In Classroom Close-Up 8.13, from Gayle Cribb’s mainstream history class, students—including her special needs students—employ several of the student goals for “Building Knowledge of the Discipline of History”: they understand the nature of a primary source document, use historical schema to consider how language may change over time, and use historical contextualization to understand a particular workplace during the Industrial Revolution.

Gayle Cribb has several English learners and special needs students in her mainstream high school U.S. history class. Here she describes a discussion of a primary source from the Industrial Revolution in which three of these “special” students—Ineko, Harry, and Austin—enable the others to learn from them—socially, cognitively, and as disciplinary thinkers:

“We were studying various vignettes from workplaces of the time, and one was a sweatshop. Groups had a paragraph, and they were Talking to the Text and trying to work it out. There was a phrase ‘a stint of work on the sewing machine.’ So one of the big questions was what was a ‘stint.’ Somebody thought it meant time because of this, this, and this context clue. Ineko, a Japanese exchange student, had looked it up [on her electronic translator] and said it was a unit of time.

“Another student pointed at her and burst out, ‘You can’t use electronic devices in the classroom. That’s against the school rules. That’s not fair.’ So then we took that on and talked about it. We talked about differences—differences in need—and what was it like for Ineko to read the textbook every day. She was writing Japanese characters above practically every word. What did it mean for her to read something in English? Was this a fair tool, and was it unfair to them? What would be an equivalent tool they could use?

“We looked in the dictionary. The definition was similar, about a measurement of time.

“Someone said, ‘Well, I thought it was a pile of clothes.’ So we talked about whether that was a possibility and asked did it make sense in context. And then Harry [a student who rebuilt a Model T that he drives and who knows all about farm machinery from the nineteenth century] said, ‘When was that dictionary written?’ So we checked the copyright. Then he said, ‘That’s how we use it now, but that might not be what it means in 1900, when this is from. It changes, how people use words over time.’

“Then each group talked about which was the best definition, given all of that. They each were to write an individual position—it means this because of that. Several students wanted to know, ‘But what’s the right answer?’ I said, ‘There isn’t a right answer. All of this thinking is really good thinking, and you have to decide for yourself which you think is the best definition for this piece.’

“At that point Austin [a student who initially believed he would fail in a college prep history class due to his learning differences] said, ‘I actually think it’s both, and the reason is a pile of clothes takes time to do the work on, and so actually a pile of clothes is a measurement of time.’ Everybody went, ‘Oh, yeah . . . !’

“Afterwards, I thought, elements of that discussion were very disciplinary. If a group of history graduate students were talking about that primary source, they could have had the same conversation about the word ‘stint.’”

In a history classroom, students learn about the discipline of history and themselves as readers of and actors in history by way of the following discipline-specific goals.
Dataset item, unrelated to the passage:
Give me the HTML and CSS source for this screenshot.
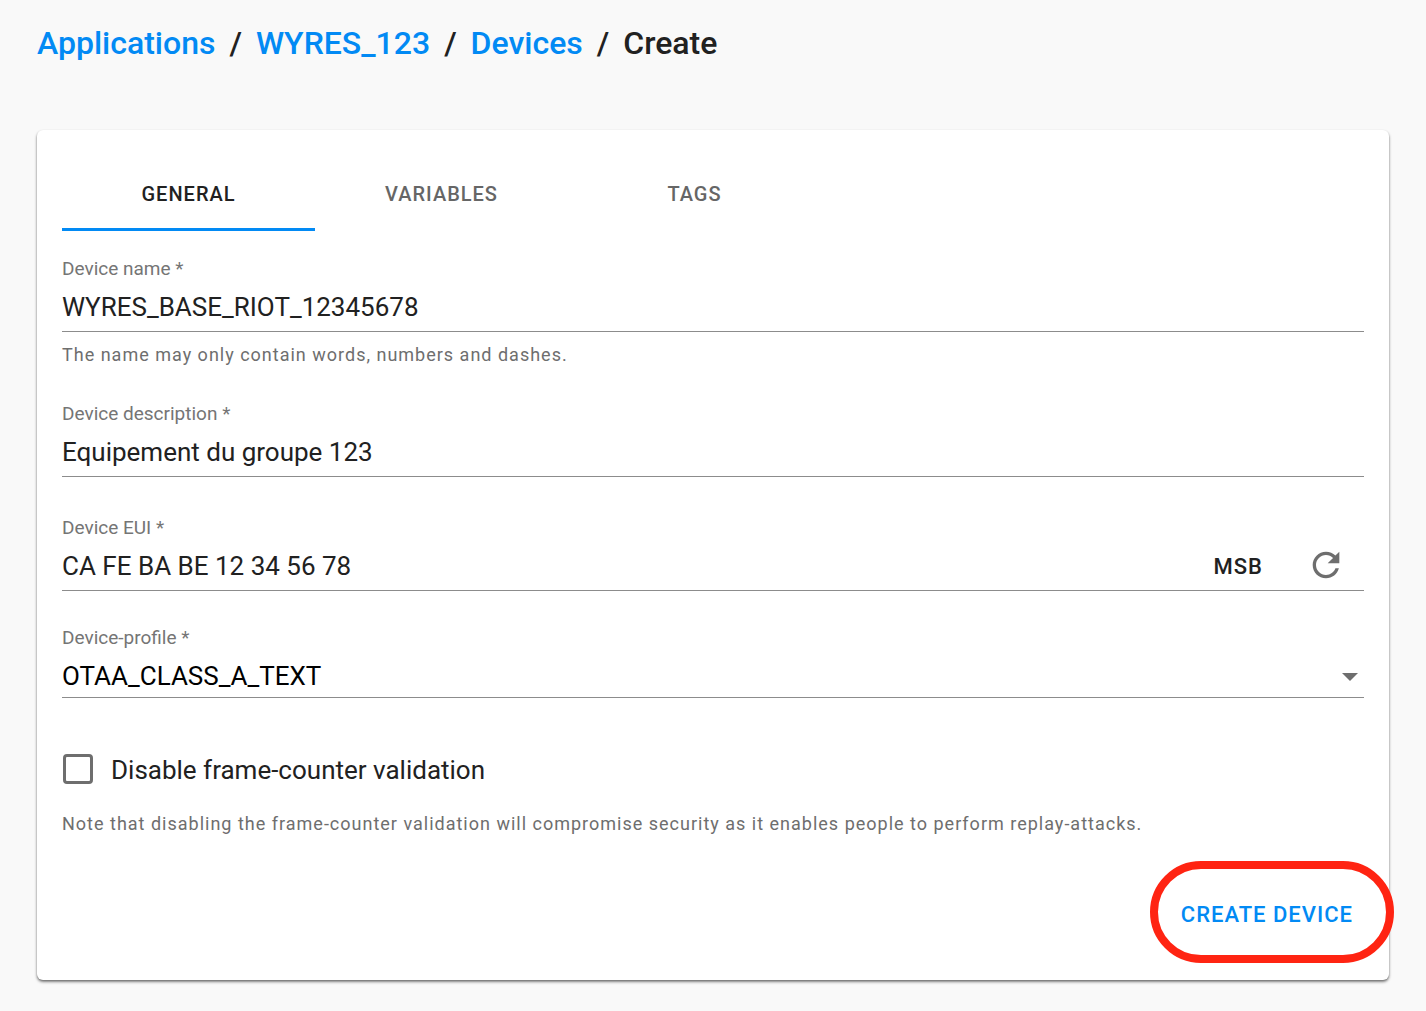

HISTORICAL DOCUMENTS AND ARTIFACTS

I know how to identify and use diverse types of historical documents and artifacts.

PRIMARY AND SECONDARY SOURCES

I know the differences between primary sources and secondary sources.

DOCUMENT SOURCING

I “source” a document or account to evaluate its credibility and point of view by identifying who wrote it, when, why, and for what audience.

DOCUMENT CORROBORATION

I compare documents or accounts to look for evidence that what is written is credible and to find other points of view or perspectives.

CHRONOLOGICAL THINKING

I know how to order events and assess their duration and relationships in time.

HISTORICAL SCHEMA

I actively work to build my schema about particular times and places and how they differ—the geography, people, customs, values, religions, beliefs, languages, technologies, and roles of men, women, children, and minority groups.

HISTORICAL CONTEXTUALIZATION

I use my historical schema to understand what it was like in times and places that I cannot personally experience.

HISTORICAL CAUSE AND EFFECT

I use my understanding of cause and effect to identify historical relationships and impacts.

HISTORICAL RECORD AND INTERPRETATION

I understand that history is a combination of what can be observed, how it is observed, what can be interpreted, and how it is interpreted.

HISTORICAL IDENTITY

I am aware of my evolving identity as a reader of and actor in history.

*The 1995 Bradley Commission on History in Schools and the work of educational psychologist Sam Wineburg have been important influences on these disciplinary goals.